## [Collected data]
--- START ---
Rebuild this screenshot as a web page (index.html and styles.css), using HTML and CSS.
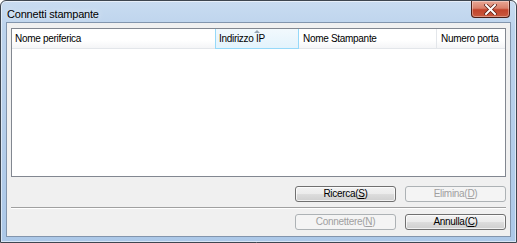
FILE: index.html
```html
<!DOCTYPE html>
<html lang="it">
<head>
    <meta charset="UTF-8">
    <title>Connetti stampante</title>
    <link rel="stylesheet" href="styles.css">
</head>
<body>
    <div class="window">
        <!-- Title bar -->
        <div class="title-bar">
            <span class="title">Connetti stampante</span>
            <button class="close-btn" aria-label="Chiudi">
                <svg width="13" height="11" viewBox="0 0 13 11">
                    <path d="M2 1 L11 10 M11 1 L2 10" stroke="#5a1e14" stroke-width="3.4" stroke-linecap="square"/>
                    <path d="M2 1 L11 10 M11 1 L2 10" stroke="#fff" stroke-width="2" stroke-linecap="square"/>
                </svg>
            </button>
        </div>

        <!-- Client area -->
        <div class="client">
            <div class="list-view">
                <div class="list-header">
                    <div class="col col-name">Nome periferica</div>
                    <div class="col col-ip sorted">Indirizzo IP</div>
                    <div class="col col-printer">Nome Stampante</div>
                    <div class="col col-port">Numero porta</div>
                </div>
                <div class="list-body"></div>
            </div>

            <div class="button-row">
                <button class="btn">Ricerca(<u>S</u>)</button>
                <button class="btn" disabled>Elimina(<u>D</u>)</button>
            </div>

            <div class="separator"></div>

            <div class="button-row">
                <button class="btn" disabled>Connettere(<u>N</u>)</button>
                <button class="btn">Annulla(<u>C</u>)</button>
            </div>
        </div>
    </div>
</body>
</html>
```

FILE: styles.css
```css
/* Reset */
* {
    margin: 0;
    padding: 0;
    box-sizing: border-box;
}

body {
    width: 517px;
    height: 243px;
    overflow: hidden;
    font-family: 'Liberation Sans', Arial, sans-serif;
    background-color: #fff;
}

/* Window frame */
.window {
    width: 517px;
    height: 243px;
    display: flex;
    flex-direction: column;
    padding: 0 5px 5px 5px;
    border: 1px solid #3e4650;
    border-radius: 6px 6px 0 0;
    background: linear-gradient(to bottom, #c9dcf1 0%, #bcd3ec 12%, #acc8e8 100%);
    box-shadow: inset 0 0 0 1px rgba(255, 255, 255, 0.55);
}

/* Title bar */
.title-bar {
    height: 21px;
    display: flex;
    justify-content: space-between;
    align-items: flex-start;
}

.title {
    font-size: 11px;
    letter-spacing: -0.2px;
    color: #000;
    line-height: 14px;
    padding-top: 6px;
    padding-left: 1px;
    text-shadow: 0 0 6px rgba(255, 255, 255, 0.9);
}

.close-btn {
    width: 39px;
    height: 17px;
    margin-right: 1px;
    border: 1px solid #4b1e16;
    border-top: none;
    border-radius: 0 0 4px 4px;
    background: linear-gradient(to bottom, #e8a795 0%, #d9806b 45%, #c2442c 55%, #c95a3f 100%);
    box-shadow: inset 0 0 0 1px rgba(255, 255, 255, 0.35);
    display: flex;
    align-items: center;
    justify-content: center;
}

/* Client area */
.client {
    flex: 1;
    display: flex;
    flex-direction: column;
    padding: 5px 4px 0 4px;
    background-color: #f0f0f0;
    border: 1px solid #8295ad;
}

/* List view */
.list-view {
    height: 149px;
    background-color: #fff;
    border: 1px solid #828790;
    display: flex;
    flex-direction: column;
}

.list-header {
    display: flex;
    height: 20px;
    background: linear-gradient(to bottom, #fff 0%, #fff 60%, #f4f5f7 100%);
    border-bottom: 1px solid #e3e6ea;
}

.col {
    font-size: 10px;
    letter-spacing: -0.3px;
    line-height: 19px;
    color: #000;
    padding-left: 4px;
    border-right: 1px solid #e3e6ea;
    white-space: nowrap;
    overflow: hidden;
}

.col-name {
    width: 203px;
    padding-left: 3px;
    border-right: none;
}

.col-ip {
    width: 84px;
}

.col-printer {
    width: 138px;
}

.col-port {
    flex: 1;
    border-right: none;
}

.col.sorted {
    position: relative;
    height: 20px;
    padding-left: 3px;
    background: linear-gradient(to bottom, #f2f9fd 0%, #e3f3fc 100%);
    border: 1px solid #96d9f9;
    border-top: none;
    line-height: 19px;
}

/* Sort arrow on top of the sorted column */
.col.sorted::before {
    content: "";
    position: absolute;
    top: 1px;
    left: 38px;
    border-left: 3px solid transparent;
    border-right: 3px solid transparent;
    border-bottom: 3px solid #97a5b4;
}

.list-body {
    flex: 1;
}

/* Buttons */
.button-row {
    display: flex;
    justify-content: flex-end;
    gap: 9px;
    margin-top: 9px;
}

.separator + .button-row {
    margin-top: 5px;
}

.btn {
    width: 101px;
    height: 16px;
    font-family: 'Liberation Sans', Arial, sans-serif;
    font-size: 10px;
    letter-spacing: -0.3px;
    line-height: 14px;
    color: #000;
    border: 1px solid #707070;
    border-radius: 3px;
    background: linear-gradient(to bottom, #f2f2f2 0%, #ebebeb 50%, #dddddd 51%, #cfcfcf 100%);
    box-shadow: inset 0 0 0 1px rgba(255, 255, 255, 0.7);
}

.btn:disabled {
    color: #a0a0a0;
    border-color: #adb2b5;
    background: #f4f4f4;
    box-shadow: none;
}

/* Separator */
.separator {
    height: 2px;
    margin-top: 5px;
    border-top: 1px solid #a0a0a0;
    border-bottom: 1px solid #fff;
}
```
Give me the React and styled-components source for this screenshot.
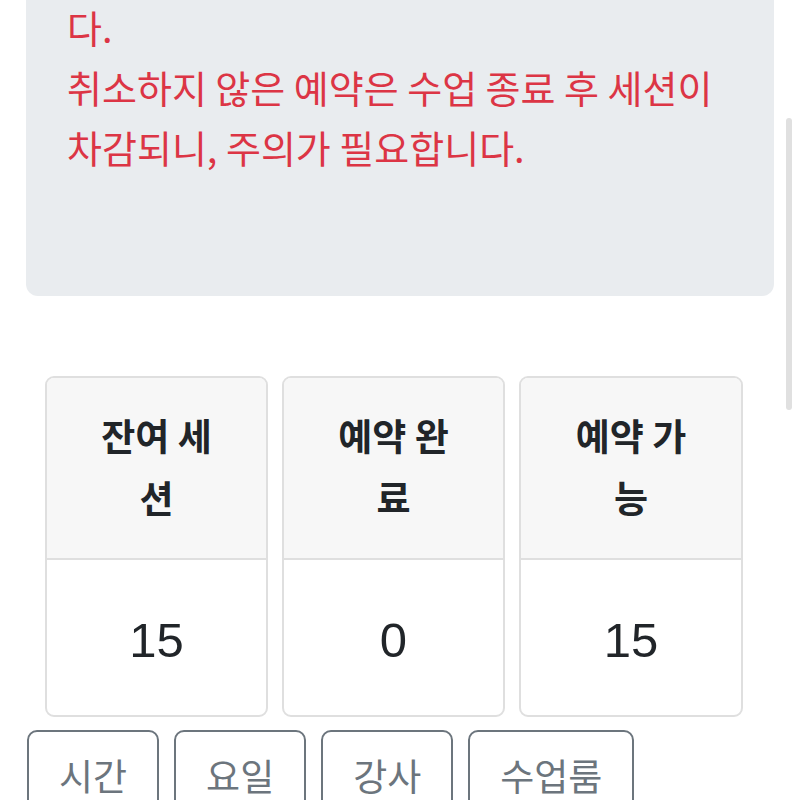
import React from 'react'
import styled, { createGlobalStyle } from 'styled-components'

const GlobalStyle = createGlobalStyle`
  html, body {
    margin: 0;
    padding: 0;
    height: 800px;
    overflow: hidden;
    background: #ffffff;
  }

  body {
    font-family: 'Liberation Sans', 'Noto Sans CJK KR', sans-serif;
    color: #212529;
  }

  * {
    box-sizing: border-box;
  }
`

const stats = [
  { label: '잔여 세션', value: 15 },
  { label: '예약 완료', value: 0 },
  { label: '예약 가능', value: 15 },
]

const filters = ['시간', '요일', '강사', '수업룸']

const App = () => {
  return (
    <Page>
      <GlobalStyle />

      <Notice>
        다.
        <br />
        취소하지 않은 예약은 수업 종료 후 세션이 차감되니, 주의가 필요합니다.
      </Notice>

      <StatGrid>
        {stats.map((s) => (
          <StatCard key={s.label}>
            <StatHead>{s.label}</StatHead>
            <StatBody>{s.value}</StatBody>
          </StatCard>
        ))}
      </StatGrid>

      <FilterRow>
        {filters.map((f) => (
          <FilterButton key={f} type="button">
            {f}
          </FilterButton>
        ))}
      </FilterRow>

      <ScrollThumb />
    </Page>
  )
}

const Page = styled.div`
  position: relative;
  height: 800px;
  padding: 0 26px;
`

const Notice = styled.div`
  margin-top: -30px;
  padding: 27px 41px 119px 41px;
  background: #e9ecef;
  border-radius: 12px;
  color: #dc3545;
  font-family: 'Noto Sans CJK KR', 'Liberation Sans', sans-serif;
  font-size: 38px;
  line-height: 60px;
`

const StatGrid = styled.div`
  display: grid;
  grid-template-columns: 223px 223px 224px;
  gap: 14px;
  margin: 80px 0 0 19px;
`

const StatCard = styled.div`
  display: flex;
  flex-direction: column;
  border: 2px solid #dfdfdf;
  border-radius: 9px;
  overflow: hidden;
  background: #ffffff;
`

const StatHead = styled.div`
  height: 182px;
  padding: 26px 42px 0;
  background: #f7f7f7;
  border-bottom: 2px solid #dfdfdf;
  text-align: center;
  font-family: 'Noto Sans CJK KR', sans-serif;
  font-weight: 700;
  font-size: 37px;
  line-height: 62px;
`

const StatBody = styled.div`
  height: 155px;
  display: flex;
  align-items: center;
  justify-content: center;
  font-size: 49px;
  padding-top: 4px;
  color: #212529;
`

const FilterRow = styled.div`
  display: flex;
  gap: 15px;
  margin-top: 13px;
  padding-left: 1px;
`

const FilterButton = styled.button`
  padding: 16px 30px;
  border: 2px solid #6c757d;
  border-radius: 10px;
  background: transparent;
  color: #6c757d;
  font-family: 'Noto Sans CJK KR', sans-serif;
  font-size: 37px;
  line-height: 54px;
`

const ScrollThumb = styled.div`
  position: absolute;
  top: 148px;
  right: 8px;
  width: 6px;
  height: 292px;
  border-radius: 3px;
  background: #e0e0e0;
`

export default App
--- END ---
## [Task statement]
All lines above containing the string "styles" are to be collected.

## [Reply to the exercise]
Rebuild this screenshot as a web page (index.html and styles.css), using HTML and CSS.
    <link rel="stylesheet" href="styles.css">
FILE: styles.css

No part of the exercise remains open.